Sanatın iyileştirme gücüne dönersek ben de bir süredir benzer bir şey yapıyorum. Oldum olası rüyalarımla başım dertte. Aslında bu hâli seviyorum, yaratıcılığımı beslediğini düşünüyorum. Ancak beynimin uyurken bile böylesine çalışıyor olması korkutuyor beni. Çok canlı, değme filmlere taş çıkaran rüyalar görüyorum. Uyurken hayal gücüm had safada. Her gece birkaç rüya görüyor ve ertesi sabah tümünü hatırlıyorum. Bazen rüya olduğunun farkında olarak içindeyken değiştirip daha etkileyici hâle getiriyorum onları. Rüya keyifliyse her şey süper. Ancak o gerçeklikte kötü bir rüya görmek de bir o kadar etkiliyor.
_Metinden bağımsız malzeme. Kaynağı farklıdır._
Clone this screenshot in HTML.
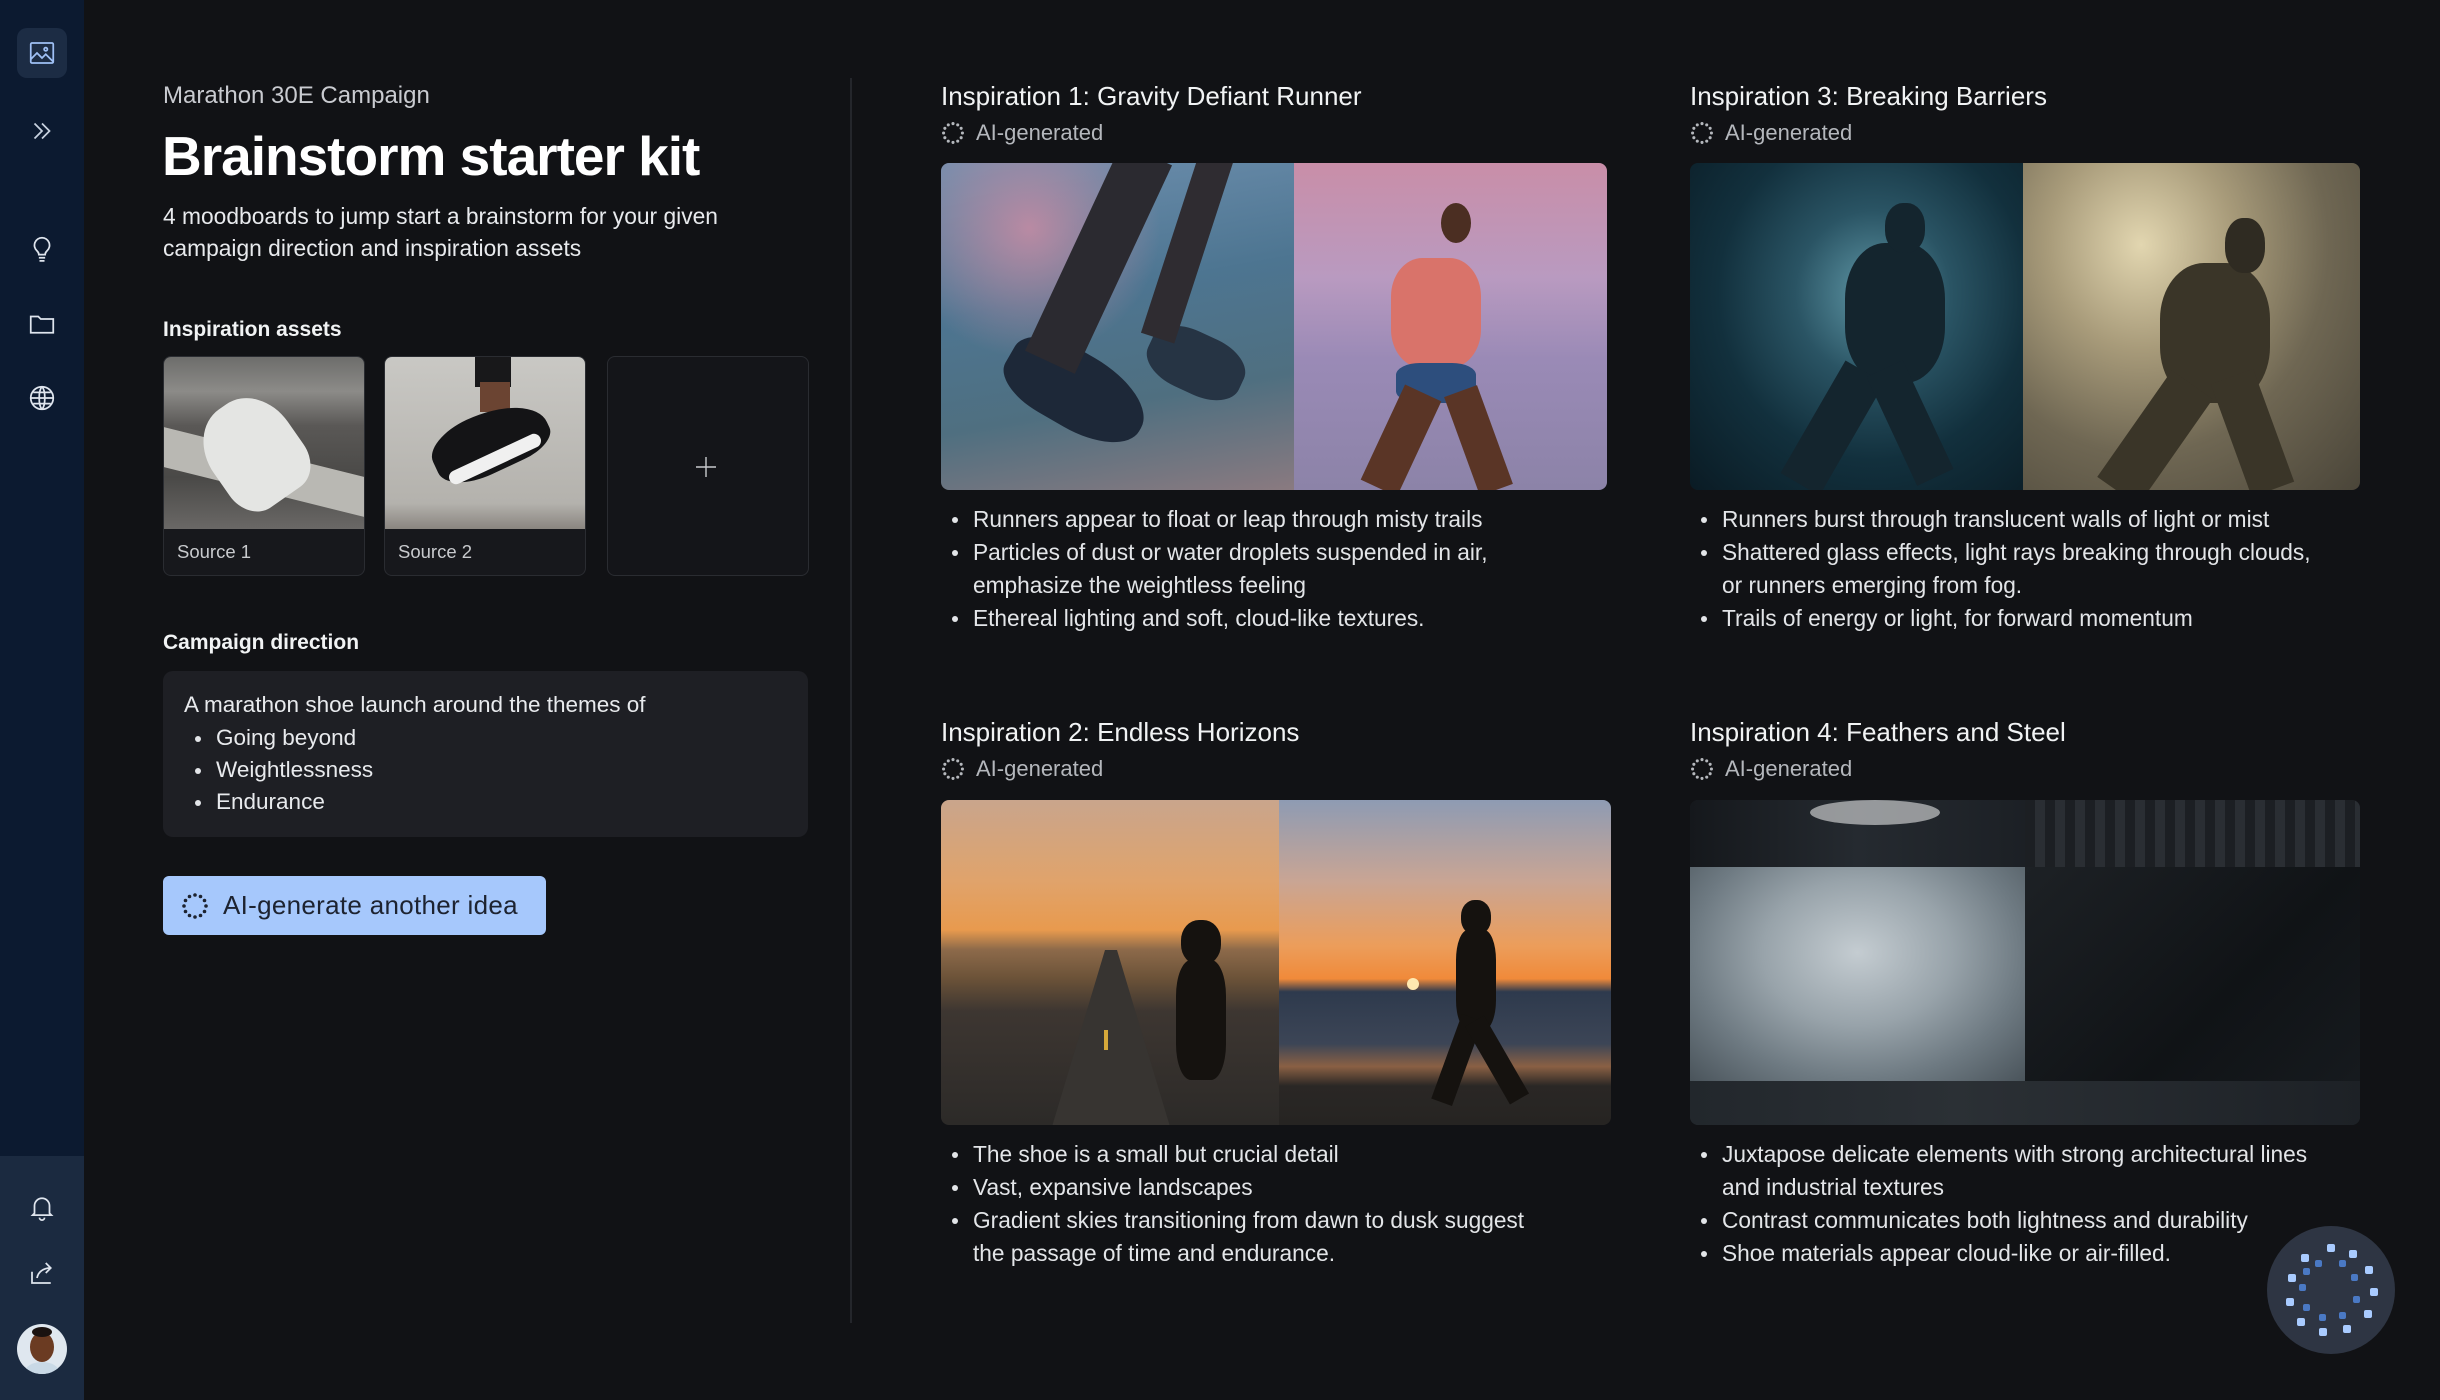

O tuhaf imgeler gün boyu aklımdan çıkmıyor. Sürekli bir anlam yaratmaya çalışıyorum onlardan.

Son dönemlerdeyse beni iyileştiren bir yol buldum. Rüyalarımı ne idiği belirsiz şiirlere dönüştürüyorum. İmgeler şiirde kalıyor, ben günüme devam ediyorum. Zaten çoğunlukla fazlasıyla kapalı ve imgesel yazan biri olduğumdan bloğa düşen o tuhaf şiirler de arada kaynayıp gidiyor. Onları bütün gün kafamda taşıyacağıma buraya bırakıyorum. Belki bir gün başka bir şeye de ilham olurlar.

Belki de iyileşmek, sadece kendi karanlığımıza bakabilmek demektir. Artemisia bunu fırçasıyla yaptı, ben kelimelerle yapıyorum. Kimimiz tuvale düşüyoruz, kimimiz kâğıda. Ama bir şekilde bakmadan ve göstermeden duramıyoruz.